> [DATA LINES]
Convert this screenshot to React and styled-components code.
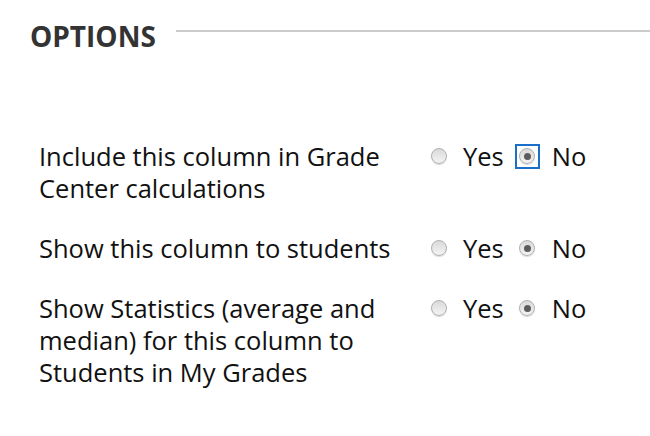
import React from "react";
import styled, { createGlobalStyle } from "styled-components";

const GlobalStyle = createGlobalStyle`
    html, body {
        margin: 0;
        padding: 0;
        background: #fff;
    }
    body {
        font-family: "Open Sans", "Liberation Sans", sans-serif;
        color: #111;
    }
`;

const Page = styled.div`
    width: 650px;
    height: 436px;
    padding: 14px 0 0 30px;
    box-sizing: border-box;
    overflow: hidden;
`;

const Header = styled.div`
    display: flex;
    align-items: center;
    gap: 20px;
    height: 44px;
`;

const HeaderTitle = styled.h2`
    margin: 0;
    font-size: 28px;
    font-weight: 700;
    color: #333;
    line-height: 44px;
`;

const HeaderRule = styled.div`
    flex: 1;
    height: 2px;
    background: #cccccc;
    margin-top: -10px;
`;

const OptionList = styled.div`
    display: flex;
    flex-direction: column;
    gap: 28px;
    padding: 82px 0 0 9px;
`;

const OptionRow = styled.div`
    display: flex;
    align-items: flex-start;
`;

const OptionLabel = styled.div`
    width: 387px;
    font-size: 25.5px;
    line-height: 32px;
    color: #111;
`;

const Choices = styled.div`
    display: flex;
    align-items: center;
    height: 32px;
`;

const Choice = styled.label`
    display: flex;
    align-items: center;
    font-size: 25.5px;
    line-height: 32px;
    color: #111;
    margin-right: 11px;
`;

const FocusRing = styled.span`
    display: inline-flex;
    align-items: center;
    justify-content: center;
    flex-shrink: 0;
    width: 25px;
    height: 25px;
    box-sizing: border-box;
    margin-right: 12px;
    border: 2px solid ${(p) => (p.$focused ? "#1a6fc9" : "transparent")};
`;

const Radio = styled.span`
    flex-shrink: 0;
    width: 16px;
    height: 16px;
    border-radius: 50%;
    box-sizing: border-box;
    border: 1px solid #b0b0b0;
    background: linear-gradient(#d9d9d9, #f4f4f4);
    box-shadow: 0 1px 1px rgba(0, 0, 0, 0.15);
    display: flex;
    align-items: center;
    justify-content: center;

    &::after {
        content: "";
        width: 7px;
        height: 7px;
        border-radius: 50%;
        background: #5c5c5c;
        display: ${(p) => (p.$checked ? "block" : "none")};
    }
`;

const options = [
    { label: "Include this column in Grade Center calculations", focused: true },
    { label: "Show this column to students" },
    { label: "Show Statistics (average and median) for this column to Students in My Grades" },
];

const App = () => {
    return (
        <>
            <GlobalStyle />
            <Page>
                <Header>
                    <HeaderTitle>OPTIONS</HeaderTitle>
                    <HeaderRule />
                </Header>
                <OptionList>
                    {options.map((opt) => (
                        <OptionRow key={opt.label}>
                            <OptionLabel>{opt.label}</OptionLabel>
                            <Choices>
                                <Choice>
                                    <FocusRing>
                                        <Radio />
                                    </FocusRing>
                                    Yes
                                </Choice>
                                <Choice>
                                    <FocusRing $focused={opt.focused}>
                                        <Radio $checked />
                                    </FocusRing>
                                    No
                                </Choice>
                            </Choices>
                        </OptionRow>
                    ))}
                </OptionList>
            </Page>
        </>
    );
};

export default App;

> [WHAT YOU HAVE TO DO]
List the lines of the material in which the word "components" occurs.

> [WRITTEN ANSWER]
Convert this screenshot to React and styled-components code.
import styled, { createGlobalStyle } from "styled-components";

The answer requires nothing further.